Captain Blood, the one that started it all. The beginning of both the Flynn-de Havilland partnership and the Flynn-Curtiz partnership, establishing Erich Wolfgang Korngold as a movie composer and ushering in a new era of swashbucklers. Talk about a great start for two careers; two unknown actors being cast in a major production at one of Hollywood’s biggest studios. Should Hollywood have taken more risks like this more often or was this just a freakishly lucky gamble?

Warner Bros where the best studio of the 1930’s when it came to making thrillers and action pictures in this their answer of MGM’s Mutiny on the Bounty. The combination of Michael Curtiz’s direction, Erich Wolfgang Korngold’s pumping music scores, Errol Fylnn’s embodiment of a swashbuckling action hero and the dynamic he shared with Olivia de Havilland represents all the elements coming together at the right place and time to create something truly special. It’s no surprise that these elements would reunite many times over the next few years.

The scenes between Flynn and de Havilland are pure movie magic, when they’re together and alone it’s like they’re suddenly in a whole world of their own, it’s truly phenomenal. With his long hair and muscular physique I don’t think Flynn has ever been more attractive that he was in Captain Blood; he certainly never appeared this beat up than he did in any of his subsequent movies. During production scenes had to be reshot as Fylnn’s acting had improved so dramatically over time; the man is a far better actor than he’s given credit for. The character of Peter Blood reflects Flynn’s real-life personality, a free spirit who has had enough adventure for 6 years to last him 6 lifetimes. De Havilland, on the other hand, was only 19 during the filming of Captain Blood, and it never ceases to amaze me I watch her in a film and knowing that she is still alive. As of writing this review, there are only two years left until she reaches 100. I am counting down the days.

The plot of Captain Blood is a surprisingly empowering tale of defiance against corrupt authority and the seeming meaninglessness of war (“I fought for the French against the Spanish and the Spanish against the French”) giving the film that added intelligent edge but this doesn’t take away from the film’s aurora of just pure unmitigated fun.

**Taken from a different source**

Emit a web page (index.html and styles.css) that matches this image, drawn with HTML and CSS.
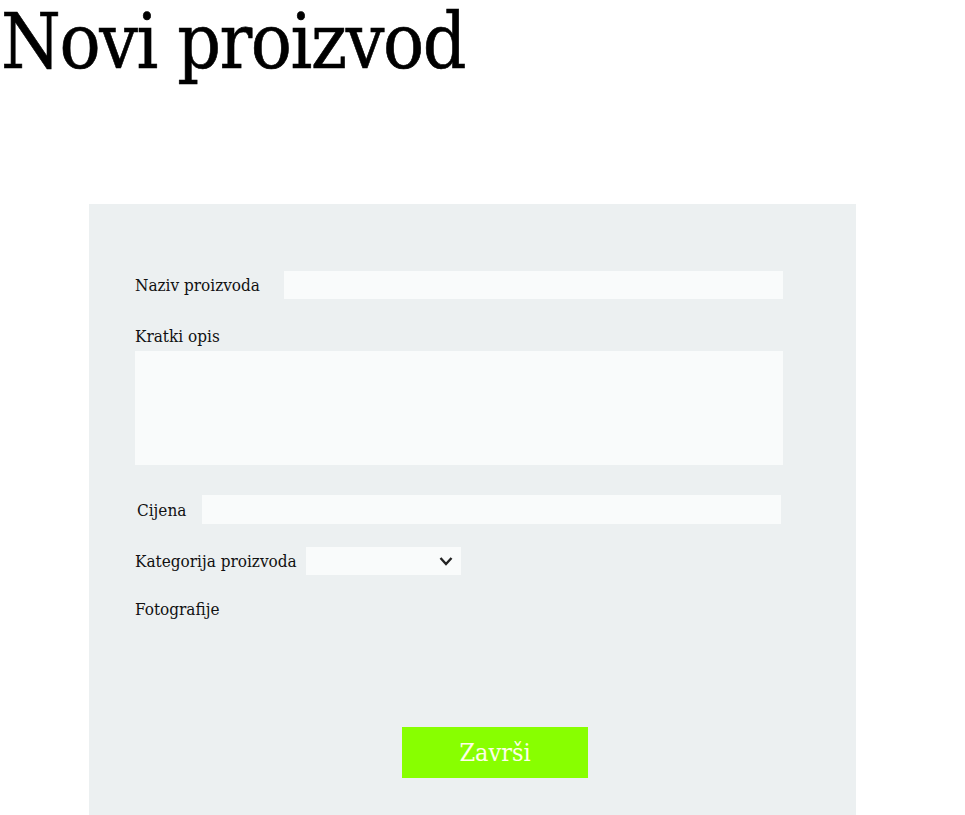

A Bill of Divorcement (1932)

A Star Is Born

Katharine’s Hepburn’s screen debut proved to be a stronger film than I expected, starring alongside the great John Barrymore in this tragic mental illness melodrama and when I say tragic, I do mean tragic. Boy does this movie lay it on thick but it sure made this viewer’s hear sink. Even before Barrymore appears on screen I was already starting to feel sorry for this character upon learning he’s spent years at a mental asylum with shell shock and couldn’t pursue his music, and that’s only the beginning. You know that dirty word people like to throw around, “manipulative”; well this movie certainly manipulated me. Yet despite the story laying additional tragic layers after another, the performances make it work and prevent it from coming come off as totally ridiculous.

Watching Katharine Hepburn I would never have guessed this was her first film, she is entirely natural and gives the impression of someone has much acting experience. Plus she was never more youthful than she is here, springing full of energy and life. Supposedly director George Cuckor inserted shots in the film which did nothing to advance the story nor deepen character but were simply lingering shots of Hepburn in which the audience could adjust and get acquainted with her.

John Barrymore, however, is the main star of the show. Throughout the film there is a sadness and fragile nature of his voice while he denies the reality of the situation to himself and pulling the puppy dog eyes; with the occasional scenery chewing outburst. He’s a ham but a lovable ham. I feel the most powerful moment in the film is the scene in which Barrymore breaks into tears into the arms of his neglectful wife (Billie Burke) while she can’t even bear to look at him; I almost broke into a tear myself.

I’ve read many comments describing the film “stagey” – not at all. Shots are framed with depth, often at different angles and with objects framed in the foreground; George Cukor was a better director than that. A Bill of Divorcement is a heart sinker if there ever was one.